Symmetry of Generic Bifurcations in Cubic Domains

Abstract

It is now well known that bifurcation problems arising from elliptic PDEs on finite domains may possess translational symmetries, even though translations cannot leave a finite domain invariant. These "hidden symmetries" are well understood when the domain is a multidimensional rectangle, a square, and a hemisphere. Hidden symmetries have two effects: they extend the symmetries of known solutions, and they make it possible to prove the existence of solutions that were not previously known. We determine the appropriate group action, which depends upon the mode numbers of the bifurcating solution. Throughout we consider only single modes (supported by absolutely irreducible representations).
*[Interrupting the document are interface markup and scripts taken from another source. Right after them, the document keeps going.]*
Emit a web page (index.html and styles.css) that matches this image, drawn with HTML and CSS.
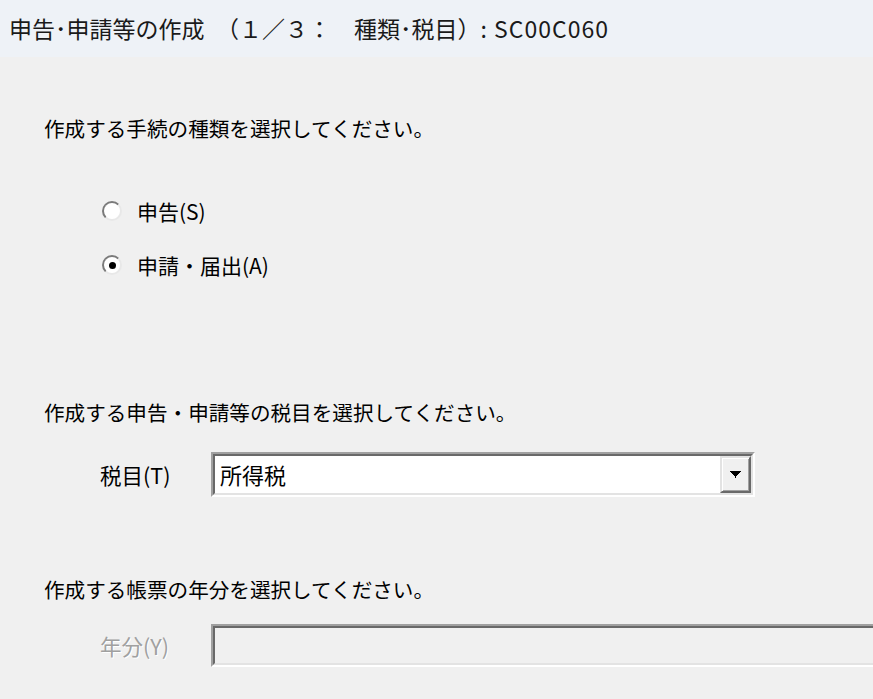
FILE: index.html
```html
<!DOCTYPE html>
<html lang="ja">
<head>
  <meta charset="UTF-8" />
  <title>申告・申請等の作成</title>
  <link rel="stylesheet" href="styles.css">
</head>
<body>

  <!-- Window title -->
  <div class="titlebar">申告･申請等の作成　（１／３：　種類･税目）<span class="screen-id">: SC00C060</span></div>

  <main class="content">

    <!-- Step 1: kind of procedure -->
    <p class="prompt">作成する手続の種類を選択してください。</p>
    <div class="radios">
      <label class="radio">
        <span class="radio-mark"></span>
        <span class="radio-text">申告(S)</span>
      </label>
      <label class="radio checked">
        <span class="radio-mark"></span>
        <span class="radio-text">申請・届出(A)</span>
      </label>
    </div>

    <!-- Step 2: tax item -->
    <p class="prompt prompt-tax">作成する申告・申請等の税目を選択してください。</p>
    <div class="field-row">
      <span class="field-label">税目(T)</span>
      <div class="combo">
        <div class="combo-inner">
          <span class="combo-value">所得税</span>
          <span class="combo-button">
            <svg width="11" height="7" viewBox="0 0 11 7" shape-rendering="crispEdges">
              <polygon points="0,0 11,0 5.5,6" fill="#000"/>
              <rect x="5" y="5" width="1" height="2" fill="#000"/>
            </svg>
          </span>
        </div>
      </div>
    </div>

    <!-- Step 3: year (disabled) -->
    <p class="prompt prompt-year">作成する帳票の年分を選択してください。</p>
    <div class="field-row field-row-year">
      <span class="field-label disabled">年分(Y)</span>
      <div class="combo combo-disabled">
        <div class="combo-inner"></div>
      </div>
    </div>

  </main>

</body>
</html>
```

FILE: styles.css
```css
* {
  margin: 0;
  padding: 0;
  box-sizing: border-box;
}

body {
  font-family: "Noto Sans CJK JP", "Noto Sans", sans-serif;
  background-color: #f0f0f0;
  color: #000;
  width: 873px;
  height: 699px;
  overflow: hidden;
}

.titlebar {
  height: 57px;
  line-height: 57px;
  padding-left: 9px;
  background-color: #eef2f7;
  font-size: 23px;
  color: #1a1a1a;
  white-space: nowrap;
}

.screen-id {
  letter-spacing: 1px;
}

.content {
  padding: 57px 0 0 44px;
}

.prompt {
  font-size: 20.6px;
  line-height: 28px;
  white-space: nowrap;
}

.prompt-tax {
  margin-top: 119px;
}

.prompt-year {
  margin-top: 78px;
}

/* Radio buttons */
.radios {
  margin: 55px 0 0 58px;
  display: flex;
  flex-direction: column;
  gap: 26px;
}

.radio {
  display: flex;
  align-items: center;
  height: 28px;
  font-size: 21px;
  gap: 15px;
}

.radio-mark {
  width: 20px;
  height: 20px;
  border-radius: 50%;
  border: 2px solid;
  border-color: #7a7a7a #e8e8e8 #e8e8e8 #7a7a7a;
  background-color: #fff;
  display: flex;
  justify-content: center;
  align-items: center;
}

.radio.checked .radio-mark::after {
  content: "";
  width: 7px;
  height: 7px;
  border-radius: 50%;
  background-color: #000;
}

/* Combo boxes */
.field-row {
  display: flex;
  align-items: center;
  margin: 26px 0 0 56px;
}

.field-row-year {
  margin-top: 21px;
}

.field-label {
  flex-shrink: 0;
  width: 111px;
  font-size: 21.5px;
  line-height: 28px;
}

.field-label.disabled {
  color: #a0a0a0;
  text-shadow: 1px 1px 0 #fff;
}

.combo {
  flex-shrink: 0;
  width: 544px;
  height: 45px;
  border: 2px solid;
  border-color: #a0a0a0 #fff #fff #a0a0a0;
}

.combo-inner {
  height: 100%;
  border: 2px solid;
  border-color: #696969 #e3e3e3 #e3e3e3 #696969;
  background-color: #fff;
  display: flex;
  align-items: stretch;
}

.combo-value {
  flex: 1;
  font-size: 22px;
  line-height: 37px;
  padding-left: 5px;
}

.combo-button {
  width: 31px;
  background-color: #f0f0f0;
  border: 2px solid;
  border-color: #e3e3e3 #696969 #696969 #e3e3e3;
  box-shadow: inset 1px 1px 0 #fff, inset -1px -1px 0 #a0a0a0;
  display: flex;
  justify-content: center;
  align-items: center;
}

/* disabled year box runs on past the window's right edge */
.combo-disabled {
  flex: 1;
  width: auto;
  height: 43px;
  border-right-width: 0;
}

.combo-disabled .combo-inner {
  background-color: #f0f0f0;
  border-right-width: 0;
}
```
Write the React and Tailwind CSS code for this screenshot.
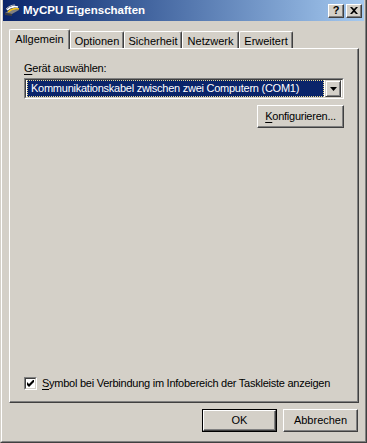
import React from 'react';

const font = { fontFamily: '"Liberation Sans", Arial, sans-serif' };

function TitleIcon() {
  return (
    <svg width="16" height="16" viewBox="0 0 16 16" className="shrink-0">
      <path d="M1 10 L9 6 L15 7 L8 11 Z" fill="#808080" />
      <path d="M1 10 L8 11 L8 13 L1 12 Z" fill="#404040" />
      <path d="M3 7 C6 4 10 3 14 4" stroke="#ffffff" strokeWidth="1.6" fill="none" />
      <path d="M4 9 C7 6 11 5 15 6" stroke="#f0c020" strokeWidth="1.6" fill="none" />
      <path d="M2 6 C5 3 8 2 11 2" stroke="#c0c0c0" strokeWidth="1" fill="none" />
    </svg>
  );
}

function CaptionButton({ children }) {
  return (
    <div className="w-[16px] h-[14px] bg-[#d4d0c8] border-t border-l border-t-white border-l-white border-r border-b border-r-[#404040] border-b-[#404040] shadow-[inset_-1px_-1px_0_#808080] flex items-center justify-center">
      {children}
    </div>
  );
}

function Tab({ label, width, selected }) {
  if (selected) {
    return (
      <div
        className="relative z-10 h-[20px] -mb-px bg-[#d4d0c8] border-l border-t border-l-white border-t-white border-r border-r-[#404040] shadow-[inset_-1px_0_0_#808080] rounded-tl-[2px] rounded-tr-[2px] flex justify-center pt-[3px] text-[11px] leading-[13px] text-black"
        style={{ width }}
      >
        {label}
      </div>
    );
  }
  return (
    <div
      className="h-[17px] bg-[#d4d0c8] border-l border-t border-l-white border-t-white border-r border-r-[#404040] shadow-[inset_-1px_0_0_#808080] rounded-tl-[2px] rounded-tr-[2px] flex justify-center pt-[3px] text-[11px] leading-[13px] text-black"
      style={{ width }}
    >
      {label}
    </div>
  );
}

function Button({ children, isDefault, className = '' }) {
  const inner = (
    <div className="w-full h-full bg-[#d4d0c8] border-t border-l border-t-white border-l-white border-r border-b border-r-[#404040] border-b-[#404040] shadow-[inset_-1px_-1px_0_#808080] flex items-center justify-center text-[11px] leading-[13px] text-black">
      {children}
    </div>
  );
  if (isDefault) {
    return <div className={`border border-black ${className}`}>{inner}</div>;
  }
  return <div className={className}>{inner}</div>;
}

export default function App() {
  const tabs = [
    { label: 'Allgemein', width: 61, selected: true },
    { label: 'Optionen', width: 54 },
    { label: 'Sicherheit', width: 58 },
    { label: 'Netzwerk', width: 57 },
    { label: 'Erweitert', width: 54 },
  ];

  return (
    <div className="w-[367px] h-[443px] bg-[#d4d0c8] border-l border-l-[#d4d0c8] border-r border-r-[#404040] border-b border-b-[#404040]" style={font}>
      <div className="h-full border-l border-l-white border-r border-r-[#808080] border-b border-b-[#808080] px-[1px] pb-[1px] flex flex-col">
        {/* Titelleiste */}
        <div className="h-[21px] shrink-0 bg-gradient-to-r from-[#0a246a] to-[#a6caf0] flex items-center pl-[1px] pr-[2px]">
          <TitleIcon />
          <span className="ml-[3px] text-white font-bold text-[11.5px] leading-[13px]">MyCPU Eigenschaften</span>
          <div className="ml-auto flex gap-[2px]">
            <CaptionButton>
              <span className="text-black font-bold text-[11px] leading-[11px]">?</span>
            </CaptionButton>
            <CaptionButton>
              <svg width="8" height="7" viewBox="0 0 8 7">
                <path d="M0 0 H2 L4 2 L6 0 H8 L5 3.5 L8 7 H6 L4 5 L2 7 H0 L3 3.5 Z" fill="#000" />
              </svg>
            </CaptionButton>
          </div>
        </div>

        {/* Registerkarten */}
        <div className="ml-[6px] mt-[8px] h-[19px] flex items-end">
          {tabs.map((t) => (
            <Tab key={t.label} {...t} />
          ))}
        </div>

        {/* Panel */}
        <div className="ml-[6px] w-[350px] h-[355px] border-l border-t border-l-white border-t-white border-r border-b border-r-[#404040] border-b-[#404040] shadow-[inset_-1px_-1px_0_#808080] pt-[13px] px-[14px] pb-[12px] flex flex-col text-[11px] leading-[13px] text-black tracking-[-0.25px]">
          <div>
            <u className="underline-offset-2">G</u>erät auswählen:
          </div>
          <div className="mt-[3px] h-[21px] border-t border-l border-t-[#808080] border-l-[#808080] border-r border-b border-r-white border-b-white">
            <div className="h-full border-t border-l border-t-[#404040] border-l-[#404040] border-r border-b border-r-[#d4d0c8] border-b-[#d4d0c8] bg-white flex items-center pl-[1px] pr-[1px] gap-[1px]">
              <div className="flex-1 h-[17px] bg-[#0a246a] outline outline-1 outline-dotted outline-[#e8d890] -outline-offset-1 text-white flex items-center pl-[4px] whitespace-nowrap">
                Kommunikationskabel zwischen zwei Computern (COM1)
              </div>
              <div className="w-[16px] h-[17px] bg-[#d4d0c8] border-t border-l border-t-[#d4d0c8] border-l-[#d4d0c8] border-r border-b border-r-[#404040] border-b-[#404040] shadow-[inset_1px_1px_0_#ffffff,inset_-1px_-1px_0_#808080] flex items-center justify-center">
                <svg width="7" height="4" viewBox="0 0 7 4">
                  <path d="M0 0 H7 L3.5 4 Z" fill="#000" />
                </svg>
              </div>
            </div>
          </div>
          <div className="mt-[6px] flex justify-end">
            <Button className="w-[87px] h-[23px]">
              <span>
                <u className="underline-offset-2">K</u>onfigurieren...
              </span>
            </Button>
          </div>

          <div className="mt-auto flex items-center gap-[5px] whitespace-nowrap">
            <div className="shrink-0 w-[13px] h-[13px] border-t border-l border-t-[#808080] border-l-[#808080] border-r border-b border-r-white border-b-white">
              <div className="w-full h-full border-t border-l border-t-[#404040] border-l-[#404040] border-r border-b border-r-[#d4d0c8] border-b-[#d4d0c8] bg-white flex items-center justify-center">
                <svg width="7" height="7" viewBox="0 0 7 7">
                  <path d="M0 2 L2 4 L7 -1 V2 L2 7 L0 5 Z" fill="#000" />
                </svg>
              </div>
            </div>
            <span>
              <u className="underline-offset-2">S</u>ymbol bei Verbindung im Infobereich der Taskleiste anzeigen
            </span>
          </div>
        </div>

        {/* Schaltflächen */}
        <div className="mt-[6px] mr-[6px] flex justify-end gap-[6px]">
          <Button isDefault className="w-[75px] h-[23px]">OK</Button>
          <Button className="w-[75px] h-[23px]">Abbrechen</Button>
        </div>
      </div>
    </div>
  );
}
The group theory is considerably richer than for rectangular domains, because a cubic domain is invariant under the group Sn of all permutations of the coordinate axes. We specialize our results to the cases n = 1, 2, 3. When n = 2 we establish a conjecture of Crawford, made in the context of the Faraday experiment, by using hidden symmetries to predict the unexpected branches that he found. We also show that all such branches are pitchforks. The analysis of the case n = 3 is extensive and we find many new branches by using group elements that do not leave the appropriate fixed-point space invariant to define one-dimensional fixed-point spaces and applying the equivariant branching lemma. We illustrate sample planforms for these solutions when the mode numbers are (15, 6, 10), (42, 15, 35) and (21, 15, 35), the smallest numbers for which all pairs have a nontrivial common factor. Finally we observe that generic normal forms must vary wildly with the mode numbers, unlike the situation for rectangles. We briefly describe an algorithm to find normal forms in any specific case.